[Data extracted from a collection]

***

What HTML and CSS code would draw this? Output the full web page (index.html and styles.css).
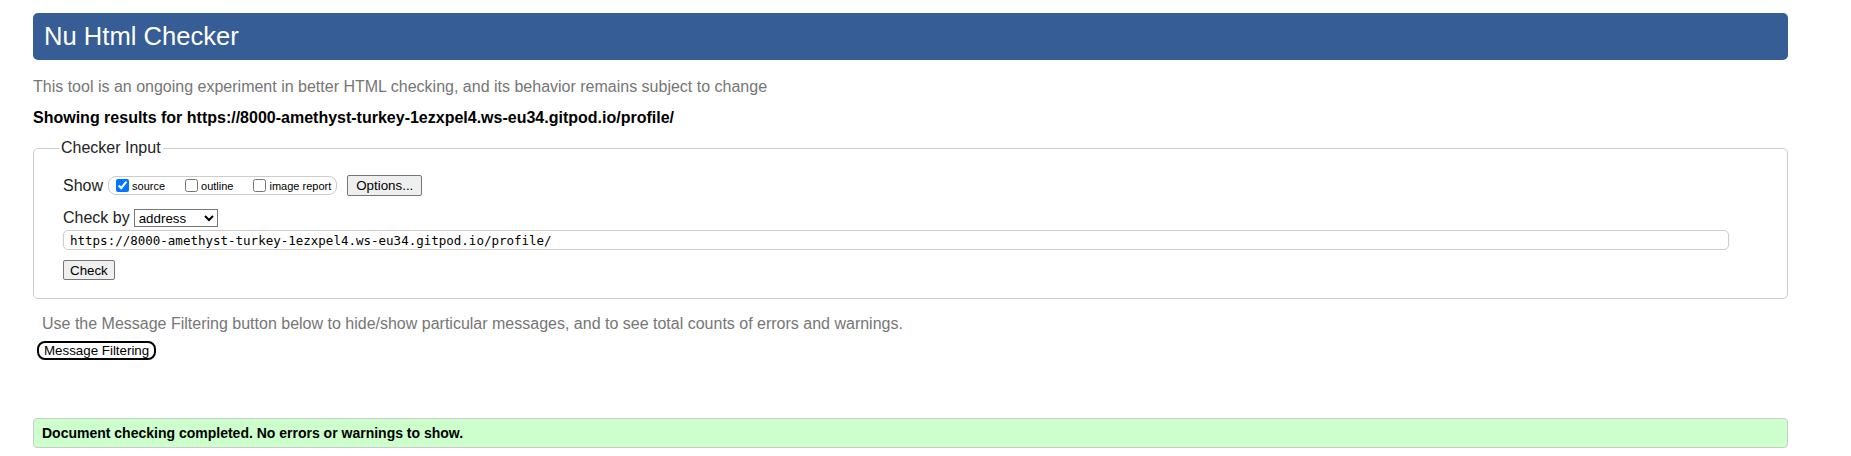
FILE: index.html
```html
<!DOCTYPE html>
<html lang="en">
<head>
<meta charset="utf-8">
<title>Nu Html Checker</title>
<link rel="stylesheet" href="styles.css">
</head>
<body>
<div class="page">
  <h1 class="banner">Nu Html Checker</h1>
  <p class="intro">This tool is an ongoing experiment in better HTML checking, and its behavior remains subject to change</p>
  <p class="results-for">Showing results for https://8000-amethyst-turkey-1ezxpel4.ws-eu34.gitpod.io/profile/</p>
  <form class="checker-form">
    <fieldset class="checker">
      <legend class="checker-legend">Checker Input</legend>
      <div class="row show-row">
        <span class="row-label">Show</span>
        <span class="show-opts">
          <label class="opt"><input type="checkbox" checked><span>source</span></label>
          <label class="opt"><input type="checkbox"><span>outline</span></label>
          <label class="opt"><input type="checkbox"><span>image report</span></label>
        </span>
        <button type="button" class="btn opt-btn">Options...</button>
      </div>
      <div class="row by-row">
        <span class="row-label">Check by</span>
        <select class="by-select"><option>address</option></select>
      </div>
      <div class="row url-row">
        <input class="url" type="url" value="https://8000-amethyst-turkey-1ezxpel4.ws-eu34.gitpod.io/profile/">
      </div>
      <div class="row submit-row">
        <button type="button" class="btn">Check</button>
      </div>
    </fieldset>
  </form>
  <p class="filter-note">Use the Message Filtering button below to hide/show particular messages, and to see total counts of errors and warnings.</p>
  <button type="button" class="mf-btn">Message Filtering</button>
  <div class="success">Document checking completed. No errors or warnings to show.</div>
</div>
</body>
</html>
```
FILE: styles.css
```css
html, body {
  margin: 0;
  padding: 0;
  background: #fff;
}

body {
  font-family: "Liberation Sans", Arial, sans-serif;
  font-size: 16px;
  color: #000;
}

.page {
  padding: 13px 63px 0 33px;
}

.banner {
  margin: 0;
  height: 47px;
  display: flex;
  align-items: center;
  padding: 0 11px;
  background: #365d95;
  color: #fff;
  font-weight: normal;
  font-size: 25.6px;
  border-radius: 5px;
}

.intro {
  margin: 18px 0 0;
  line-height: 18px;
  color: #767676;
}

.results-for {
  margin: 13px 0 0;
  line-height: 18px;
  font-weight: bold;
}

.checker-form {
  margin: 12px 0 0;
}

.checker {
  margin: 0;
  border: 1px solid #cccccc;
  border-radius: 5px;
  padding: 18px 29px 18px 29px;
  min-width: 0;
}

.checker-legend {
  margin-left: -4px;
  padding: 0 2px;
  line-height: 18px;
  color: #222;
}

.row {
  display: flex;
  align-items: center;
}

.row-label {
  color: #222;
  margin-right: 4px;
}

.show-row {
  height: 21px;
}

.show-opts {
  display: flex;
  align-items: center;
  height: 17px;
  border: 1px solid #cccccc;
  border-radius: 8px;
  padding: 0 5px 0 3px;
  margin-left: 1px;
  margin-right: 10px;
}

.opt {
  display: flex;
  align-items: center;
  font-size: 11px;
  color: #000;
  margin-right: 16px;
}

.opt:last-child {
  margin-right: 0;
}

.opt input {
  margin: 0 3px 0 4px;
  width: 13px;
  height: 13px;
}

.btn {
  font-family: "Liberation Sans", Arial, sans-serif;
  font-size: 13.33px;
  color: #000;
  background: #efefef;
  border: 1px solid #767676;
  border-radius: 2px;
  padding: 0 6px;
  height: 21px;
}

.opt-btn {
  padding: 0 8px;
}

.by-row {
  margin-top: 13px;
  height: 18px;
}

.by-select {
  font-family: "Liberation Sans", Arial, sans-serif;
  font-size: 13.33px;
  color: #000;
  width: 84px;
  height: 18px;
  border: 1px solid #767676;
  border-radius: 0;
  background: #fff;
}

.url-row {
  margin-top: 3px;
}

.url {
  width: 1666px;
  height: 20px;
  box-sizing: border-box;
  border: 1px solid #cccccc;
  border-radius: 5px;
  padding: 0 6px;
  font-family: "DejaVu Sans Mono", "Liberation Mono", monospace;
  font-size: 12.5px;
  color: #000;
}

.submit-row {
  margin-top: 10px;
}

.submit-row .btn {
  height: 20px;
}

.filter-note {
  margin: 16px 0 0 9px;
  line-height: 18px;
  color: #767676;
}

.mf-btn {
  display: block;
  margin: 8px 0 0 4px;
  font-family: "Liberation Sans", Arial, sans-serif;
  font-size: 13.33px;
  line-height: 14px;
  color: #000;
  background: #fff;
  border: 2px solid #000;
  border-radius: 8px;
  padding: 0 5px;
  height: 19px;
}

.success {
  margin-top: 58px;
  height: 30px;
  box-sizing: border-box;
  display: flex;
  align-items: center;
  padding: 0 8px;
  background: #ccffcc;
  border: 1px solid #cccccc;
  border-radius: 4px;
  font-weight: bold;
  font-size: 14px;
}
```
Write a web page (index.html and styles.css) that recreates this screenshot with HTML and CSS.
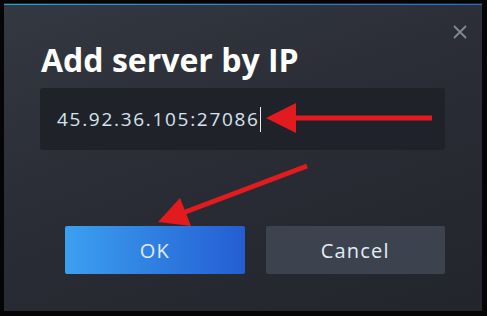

***

GOAL ▸ Omit the pictures, then output the rest of the listing exactly.

EXERCISE RESPONSE ▸
What HTML and CSS code would draw this? Output the full web page (index.html and styles.css).
FILE: index.html
```html
<!DOCTYPE html>
<html lang="en">
<head>
<meta charset="utf-8">
<title>Nu Html Checker</title>
<link rel="stylesheet" href="styles.css">
</head>
<body>
<div class="page">
  <h1 class="banner">Nu Html Checker</h1>
  <p class="intro">This tool is an ongoing experiment in better HTML checking, and its behavior remains subject to change</p>
  <p class="results-for">Showing results for https://8000-amethyst-turkey-1ezxpel4.ws-eu34.gitpod.io/profile/</p>
  <form class="checker-form">
    <fieldset class="checker">
      <legend class="checker-legend">Checker Input</legend>
      <div class="row show-row">
        <span class="row-label">Show</span>
        <span class="show-opts">
          <label class="opt"><input type="checkbox" checked><span>source</span></label>
          <label class="opt"><input type="checkbox"><span>outline</span></label>
          <label class="opt"><input type="checkbox"><span>image report</span></label>
        </span>
        <button type="button" class="btn opt-btn">Options...</button>
      </div>
      <div class="row by-row">
        <span class="row-label">Check by</span>
        <select class="by-select"><option>address</option></select>
      </div>
      <div class="row url-row">
        <input class="url" type="url" value="https://8000-amethyst-turkey-1ezxpel4.ws-eu34.gitpod.io/profile/">
      </div>
      <div class="row submit-row">
        <button type="button" class="btn">Check</button>
      </div>
    </fieldset>
  </form>
  <p class="filter-note">Use the Message Filtering button below to hide/show particular messages, and to see total counts of errors and warnings.</p>
  <button type="button" class="mf-btn">Message Filtering</button>
  <div class="success">Document checking completed. No errors or warnings to show.</div>
</div>
</body>
</html>
```
FILE: styles.css
```css
html, body {
  margin: 0;
  padding: 0;
  background: #fff;
}

body {
  font-family: "Liberation Sans", Arial, sans-serif;
  font-size: 16px;
  color: #000;
}

.page {
  padding: 13px 63px 0 33px;
}

.banner {
  margin: 0;
  height: 47px;
  display: flex;
  align-items: center;
  padding: 0 11px;
  background: #365d95;
  color: #fff;
  font-weight: normal;
  font-size: 25.6px;
  border-radius: 5px;
}

.intro {
  margin: 18px 0 0;
  line-height: 18px;
  color: #767676;
}

.results-for {
  margin: 13px 0 0;
  line-height: 18px;
  font-weight: bold;
}

.checker-form {
  margin: 12px 0 0;
}

.checker {
  margin: 0;
  border: 1px solid #cccccc;
  border-radius: 5px;
  padding: 18px 29px 18px 29px;
  min-width: 0;
}

.checker-legend {
  margin-left: -4px;
  padding: 0 2px;
  line-height: 18px;
  color: #222;
}

.row {
  display: flex;
  align-items: center;
}

.row-label {
  color: #222;
  margin-right: 4px;
}

.show-row {
  height: 21px;
}

.show-opts {
  display: flex;
  align-items: center;
  height: 17px;
  border: 1px solid #cccccc;
  border-radius: 8px;
  padding: 0 5px 0 3px;
  margin-left: 1px;
  margin-right: 10px;
}

.opt {
  display: flex;
  align-items: center;
  font-size: 11px;
  color: #000;
  margin-right: 16px;
}

.opt:last-child {
  margin-right: 0;
}

.opt input {
  margin: 0 3px 0 4px;
  width: 13px;
  height: 13px;
}

.btn {
  font-family: "Liberation Sans", Arial, sans-serif;
  font-size: 13.33px;
  color: #000;
  background: #efefef;
  border: 1px solid #767676;
  border-radius: 2px;
  padding: 0 6px;
  height: 21px;
}

.opt-btn {
  padding: 0 8px;
}

.by-row {
  margin-top: 13px;
  height: 18px;
}

.by-select {
  font-family: "Liberation Sans", Arial, sans-serif;
  font-size: 13.33px;
  color: #000;
  width: 84px;
  height: 18px;
  border: 1px solid #767676;
  border-radius: 0;
  background: #fff;
}

.url-row {
  margin-top: 3px;
}

.url {
  width: 1666px;
  height: 20px;
  box-sizing: border-box;
  border: 1px solid #cccccc;
  border-radius: 5px;
  padding: 0 6px;
  font-family: "DejaVu Sans Mono", "Liberation Mono", monospace;
  font-size: 12.5px;
  color: #000;
}

.submit-row {
  margin-top: 10px;
}

.submit-row .btn {
  height: 20px;
}

.filter-note {
  margin: 16px 0 0 9px;
  line-height: 18px;
  color: #767676;
}

.mf-btn {
  display: block;
  margin: 8px 0 0 4px;
  font-family: "Liberation Sans", Arial, sans-serif;
  font-size: 13.33px;
  line-height: 14px;
  color: #000;
  background: #fff;
  border: 2px solid #000;
  border-radius: 8px;
  padding: 0 5px;
  height: 19px;
}

.success {
  margin-top: 58px;
  height: 30px;
  box-sizing: border-box;
  display: flex;
  align-items: center;
  padding: 0 8px;
  background: #ccffcc;
  border: 1px solid #cccccc;
  border-radius: 4px;
  font-weight: bold;
  font-size: 14px;
}
```
Write a web page (index.html and styles.css) that recreates this screenshot with HTML and CSS.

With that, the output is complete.